When asked about the goals she wants to accomplish on Senate, she responded, “Number one is starting a sobriety coalition at Reed, not in terms of a mentorship, just having a space that isn’t judgmental. Somewhere for you to go if you don’t really know what to do, especially because there’s so much stigma with the culture around substances [at Reed].” Reddy continued, “Number two is conflict resolution and mediation within the student body. [Reed] is super small, and everyone is very interconnected. Because of that, when something happens between even just two individuals, it ends up affecting a lot of people. I [want to] just redesign the attitude and culture around conflict mediation, working very closely with JBoard and Honor Council. I also want to work with SHARE [Sexual Health, Advocacy, and Relationship Education] and Period Kollective to make sexual resources a lot more accessible for people at Reed.
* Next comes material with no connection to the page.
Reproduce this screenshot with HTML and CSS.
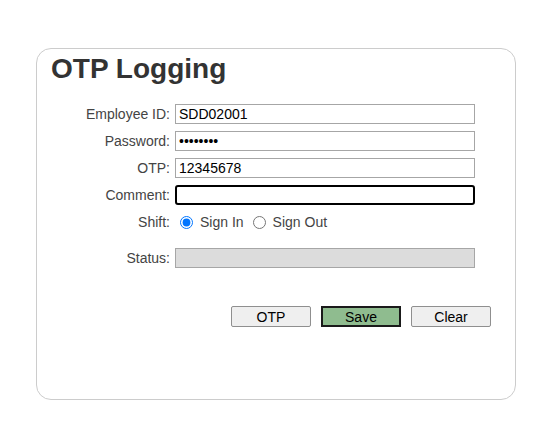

Not in terms of, ‘They’re here if we need them’, but actually making it a bigger part of the community. We all come from different worlds so having a solid universal understanding of how we view sex at Reed would be really good.”
Reddy emphasized how excited she is to be a part of Senate: “I’ve understood what it’s like to be the Reed student. I’ve gone through that individual experience. Now it’s time for me, as an upperclassman, to come here and empathize, and to create a new space and redesign that space so it doesn’t happen again. I don’t want BIPOC kids to feel alienated. I don’t want the kids who feel like they don’t know what to do with substances to feel like they don’t have anywhere to go. I don’t what people who are scared of sex to not know what to do because we’re so sex-positive. [I want to] design a space that works with the changing times, that’s what I’m here for.”
Margot Becker is a first-year prospective English major from Brooklyn, NY. For her, Senate has been an integral part of the Reed experience since day one. “I moved onto campus, Aziz [ Ouedraogo ’21, current Student Body President] was my [Housing Advisor], so I was hearing about Senate stuff from the very beginning. But then it very quickly became that I was hearing about a lot of problems with admin from my friends, my peers. Just very specific incidents from people… I think there’s a lot of areas where student oversight is important. I thought to myself, you know, I have a passion for this and I’d like to pursue it.”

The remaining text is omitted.